DIRECTION. Determine how many lines contain the string "index". Respond with that number and nothing more.

THE DATA.
## BEGIN

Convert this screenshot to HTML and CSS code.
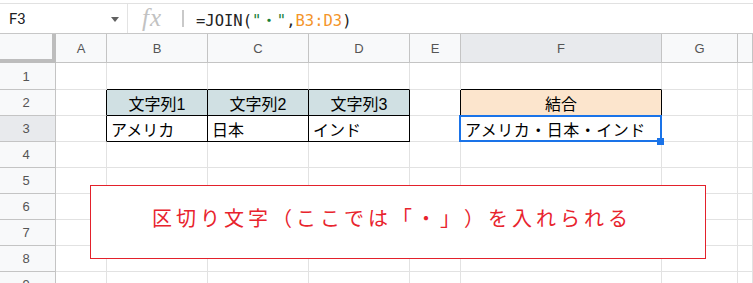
FILE: index.html
```html
<!DOCTYPE html>
<html lang="ja">
<head>
<meta charset="UTF-8">
<title>JOIN</title>
<link rel="stylesheet" href="styles.css">
</head>
<body>
<div class="page">

  <!-- 数式バー -->
  <div class="fbar">
    <div class="namebox">
      <span class="ref">F3</span>
      <span class="tri"></span>
    </div>
    <div class="fx">fx</div>
    <div class="sep"></div>
    <div class="formula">=JOIN(<span class="str">"・"</span>,<span class="rng">B3:D3</span>)</div>
  </div>

  <!-- シート -->
  <div class="sheet">
    <div class="corner"></div>
    <div class="hd">A</div><div class="hd">B</div><div class="hd">C</div><div class="hd">D</div>
    <div class="hd">E</div><div class="hd on">F</div><div class="hd">G</div><div class="hd"></div>

    <div class="rh">1</div>
    <div class="c"></div><div class="c bb"></div><div class="c bb"></div><div class="c bb"></div>
    <div class="c"></div><div class="c bb"></div><div class="c"></div><div class="c"></div>

    <div class="rh">2</div>
    <div class="c br"></div>
    <div class="c bb br hl ctr">文字列1</div>
    <div class="c bb br hl ctr">文字列2</div>
    <div class="c bb br hl ctr">文字列3</div>
    <div class="c br"></div>
    <div class="c bb br or ctr">結合</div>
    <div class="c"></div><div class="c"></div>

    <div class="rh on">3</div>
    <div class="c br"></div>
    <div class="c bb br">アメリカ</div>
    <div class="c bb br">日本</div>
    <div class="c bb br">インド</div>
    <div class="c br"></div>
    <div class="c bb br sel">アメリカ・日本・インド<span class="handle"></span></div>
    <div class="c"></div><div class="c"></div>

    <div class="rh">4</div>
    <div class="c"></div><div class="c"></div><div class="c"></div><div class="c"></div>
    <div class="c"></div><div class="c"></div><div class="c"></div><div class="c"></div>

    <div class="rh">5</div>
    <div class="c"></div><div class="c"></div><div class="c"></div><div class="c"></div>
    <div class="c"></div><div class="c"></div><div class="c"></div><div class="c"></div>

    <div class="rh">6</div>
    <div class="c"></div><div class="c"></div><div class="c"></div><div class="c"></div>
    <div class="c"></div><div class="c"></div><div class="c"></div><div class="c"></div>

    <div class="rh">7</div>
    <div class="c"></div><div class="c"></div><div class="c"></div><div class="c"></div>
    <div class="c"></div><div class="c"></div><div class="c"></div><div class="c"></div>

    <div class="rh">8</div>
    <div class="c"></div><div class="c"></div><div class="c"></div><div class="c"></div>
    <div class="c"></div><div class="c"></div><div class="c"></div><div class="c"></div>

    <div class="rh">9</div>
    <div class="c"></div><div class="c"></div><div class="c"></div><div class="c"></div>
    <div class="c"></div><div class="c"></div><div class="c"></div><div class="c"></div>
  </div>

  <!-- 注釈ボックス -->
  <div class="note">区切り文字（ここでは「・」）を入れられる</div>

</div>
</body>
</html>
```
FILE: styles.css
```css
/* ベース */
* {
  margin: 0;
  padding: 0;
  box-sizing: border-box;
}

body {
  background: #fff;
  color: #000;
  font-family: 'Liberation Sans', 'Noto Sans CJK JP', sans-serif;
  overflow: hidden;
}

.page {
  position: relative;
  width: 753px;
  height: 283px;
  overflow: hidden;
}

/* 数式バー */
.fbar {
  margin-top: 3px;
  height: 31px;
  border-top: 1px solid #e1e1e1;
  border-bottom: 1px solid #c7c7c7;
  display: flex;
  align-items: center;
}

.namebox {
  width: 128px;
  height: 100%;
  border-right: 1px solid #e3e3e3;
  display: flex;
  align-items: center;
  justify-content: space-between;
  padding: 0 8px 0 9px;
}

.ref {
  font-family: 'Roboto', 'Liberation Sans', sans-serif;
  font-size: 15px;
  color: #202124;
}

.tri {
  width: 0;
  height: 0;
  border-left: 4px solid transparent;
  border-right: 4px solid transparent;
  border-top: 5px solid #616161;
  margin-top: 2px;
}

.fx {
  width: 54px;
  padding-left: 14px;
  font-family: 'Liberation Serif', serif;
  font-style: italic;
  font-size: 25px;
  letter-spacing: 1px;
  color: #c2c2c2;
  line-height: 1;
  margin-top: -2px;
}

.sep {
  width: 2px;
  height: 17px;
  background: #c9c9c9;
  margin-right: 12px;
}

.formula {
  font-family: 'DejaVu Sans Mono', 'Noto Sans CJK JP', monospace;
  font-size: 15.5px;
  color: #222;
  margin-top: 1px;
}
.formula .str { color: #188038; }
.formula .rng { color: #f4952a; }

/* シート */
.sheet {
  display: grid;
  grid-template-columns: 56px 51px 101px 101px 101px 51px 201px 76px 1fr;
  grid-template-rows: 29px 27px repeat(8, 26px);
}

.corner {
  background: #f8f9fa;
  border-right: 4px solid #bdbdbd;
  border-bottom: 4px solid #bdbdbd;
}

.hd {
  background: #f8f9fa;
  border-right: 1px solid #c4c4c4;
  border-bottom: 1px solid #c4c4c4;
  display: flex;
  align-items: center;
  justify-content: center;
  font-size: 13px;
  color: #555;
}

.rh {
  background: #f8f9fa;
  border-right: 1px solid #c4c4c4;
  border-bottom: 1px solid #c4c4c4;
  display: flex;
  align-items: center;
  justify-content: center;
  font-size: 13px;
  color: #555;
  padding-right: 3px;
}

.hd.on, .rh.on {
  background: #e8eaed;
}

.c {
  position: relative;
  border-right: 1px solid #e2e2e2;
  border-bottom: 1px solid #e2e2e2;
  display: flex;
  align-items: center;
  padding: 0 4px;
  font-size: 16px;
  white-space: nowrap;
}

.c.bb { border-bottom-color: #000; }
.c.br { border-right-color: #000; }
.c.ctr { justify-content: center; }
.c.hl { background: #d0e0e3; }
.c.or { background: #fce5cd; }

/* 選択セル */
.c.sel {
  letter-spacing: 0.5px;
}
.c.sel::after {
  content: "";
  position: absolute;
  top: -1px; left: -2px; right: -1px; bottom: -1px;
  border: 2px solid #1a73e8;
}

.handle {
  position: absolute;
  right: -3px;
  bottom: -4px;
  width: 7px;
  height: 7px;
  background: #1a73e8;
  z-index: 2;
}

/* 注釈ボックス */
.note {
  position: absolute;
  top: 185px;
  left: 90px;
  width: 616px;
  height: 74px;
  background: #fff;
  border: 1px solid #e3212b;
  padding: 17px 0 0 61px;
  font-family: 'Noto Sans CJK JP', sans-serif;
  font-size: 20px;
  line-height: 30px;
  letter-spacing: 4px;
  text-spacing-trim: space-all;
  color: #e8232d;
}
```
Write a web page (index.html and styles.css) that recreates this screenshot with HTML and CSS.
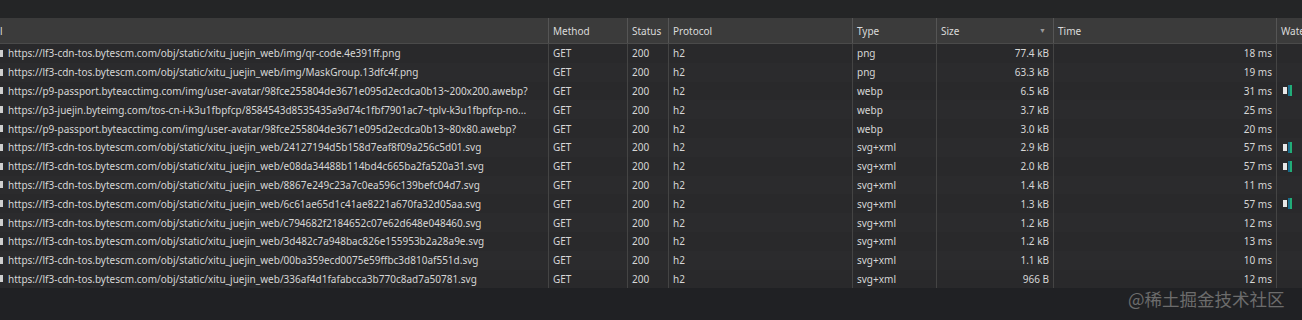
FILE: index.html
```html
<!DOCTYPE html>
<html>
<head>
<meta charset="utf-8">
<link rel="stylesheet" href="styles.css">
</head>
<body>
<div class="topbar"></div>
<div class="grid">
  <div class="hcell c-name"><span class="hname">l</span></div>
  <div class="hcell">Method</div>
  <div class="hcell">Status</div>
  <div class="hcell">Protocol</div>
  <div class="hcell">Type</div>
  <div class="hcell sort">Size<span class="tri">▼</span></div>
  <div class="hcell">Time</div>
  <div class="hcell">Waterfall</div>
</div>
<div class="rows" id="rows"></div>
<div class="watermark">@稀土掘金技术社区</div>
<script src="app.js"></script>
</body>
</html>
```
FILE: app.js
```js
const base = "https://lf3-cdn-tos.bytescm.com/obj/static/xitu_juejin_web/";
const data = [
  [base + "img/qr-code.4e391ff.png", "png", "77.4 kB", "18 ms", false],
  [base + "img/MaskGroup.13dfc4f.png", "png", "63.3 kB", "19 ms", false],
  ["https://p9-passport.byteacctimg.com/img/user-avatar/98fce255804de3671e095d2ecdca0b13~200x200.awebp?", "webp", "6.5 kB", "31 ms", true],
  ["https://p3-juejin.byteimg.com/tos-cn-i-k3u1fbpfcp/8584543d8535435a9d74c1fbf7901ac7~tplv-k3u1fbpfcp-no...", "webp", "3.7 kB", "25 ms", false],
  ["https://p9-passport.byteacctimg.com/img/user-avatar/98fce255804de3671e095d2ecdca0b13~80x80.awebp?", "webp", "3.0 kB", "20 ms", false],
  [base + "24127194d5b158d7eaf8f09a256c5d01.svg", "svg+xml", "2.9 kB", "57 ms", true],
  [base + "e08da34488b114bd4c665ba2fa520a31.svg", "svg+xml", "2.0 kB", "57 ms", true],
  [base + "8867e249c23a7c0ea596c139befc04d7.svg", "svg+xml", "1.4 kB", "11 ms", false],
  [base + "6c61ae65d1c41ae8221a670fa32d05aa.svg", "svg+xml", "1.3 kB", "57 ms", true],
  [base + "c794682f2184652c07e62d648e048460.svg", "svg+xml", "1.2 kB", "12 ms", false],
  [base + "3d482c7a948bac826e155953b2a28a9e.svg", "svg+xml", "1.2 kB", "13 ms", false],
  [base + "00ba359ecd0075e59ffbc3d810af551d.svg", "svg+xml", "1.1 kB", "10 ms", false],
  [base + "336af4d1fafabcca3b770c8ad7a50781.svg", "svg+xml", "966 B", "12 ms", false]
];
const rows = document.getElementById("rows");
data.forEach((d, i) => {
  const r = document.createElement("div");
  r.className = "row" + (i % 2 ? " odd" : "");
  r.innerHTML =
    '<div class="cell c-name"><span class="ficon"></span><span class="url">' + d[0] + '</span></div>' +
    '<div class="cell">GET</div>' +
    '<div class="cell">200</div>' +
    '<div class="cell">h2</div>' +
    '<div class="cell">' + d[1] + '</div>' +
    '<div class="cell num">' + d[2] + '</div>' +
    '<div class="cell num">' + d[3] + '</div>' +
    '<div class="cell wf">' + (d[4] ? '<span class="bar"><span class="b1"></span><span class="b2"></span></span>' : '') + '</div>';
  rows.appendChild(r);
});
```
FILE: styles.css
```css
html, body {
  margin: 0;
  padding: 0;
  background: #202124;
  height: 320px;
  overflow: hidden;
}
body {
  font-family: "Noto Sans", "Open Sans", sans-serif;
  font-size: 10px;
  color: #d6d6d6;
  position: relative;
}
.topbar {
  height: 18px;
  background: #242526;
}
.grid, .row {
  display: grid;
  grid-template-columns: 548px 79px 41px 184px 84px 117px 223px 26px;
  width: 1302px;
  overflow: hidden;
}
.grid {
  height: 26px;
  background: #3b3b3b;
  border-bottom: 1px solid #4a4a4a;
  box-sizing: border-box;
}
.hcell {
  display: flex;
  align-items: center;
  padding: 0 4px;
  border-left: 1px solid #555;
  white-space: nowrap;
  overflow: hidden;
  color: #dadada;
}
.hcell.c-name { border-left: none; padding-left: 0; }
.sort { justify-content: space-between; }
.tri { font-size: 7px; color: #9a9a9a; margin-right: 3px; }
.rows { background: #202124; }
.row {
  height: 18.8px;
  background: #29292b;
}
.row.odd { background: #2b2b2d; }
.cell {
  display: flex;
  align-items: center;
  padding: 0 4px;
  border-left: 1px solid #444;
  white-space: nowrap;
  overflow: hidden;
}
.cell.c-name { border-left: none; padding-left: 0; }
.num { justify-content: flex-end; }
.ficon {
  display: inline-block;
  width: 3px;
  height: 7px;
  background: #cfcfcf;
  margin-right: 5px;
  flex: none;
}
.wf { padding-left: 6px; }
.bar { display: flex; align-items: center; }
.b1 { width: 4px; height: 7px; background: #e8e8e8; }
.b2 { width: 4px; height: 11px; background: linear-gradient(90deg, #1b6f8c 0 40%, #22ad78 40% 100%); margin-left: 1px; }
.watermark {
  position: absolute;
  left: 1128px;
  top: 286px;
  font-family: "Noto Sans CJK SC", sans-serif;
  font-size: 17.5px;
  color: #6c6c6c;
  pointer-events: none;
}
```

## END

CORRECT RESPONSE. 4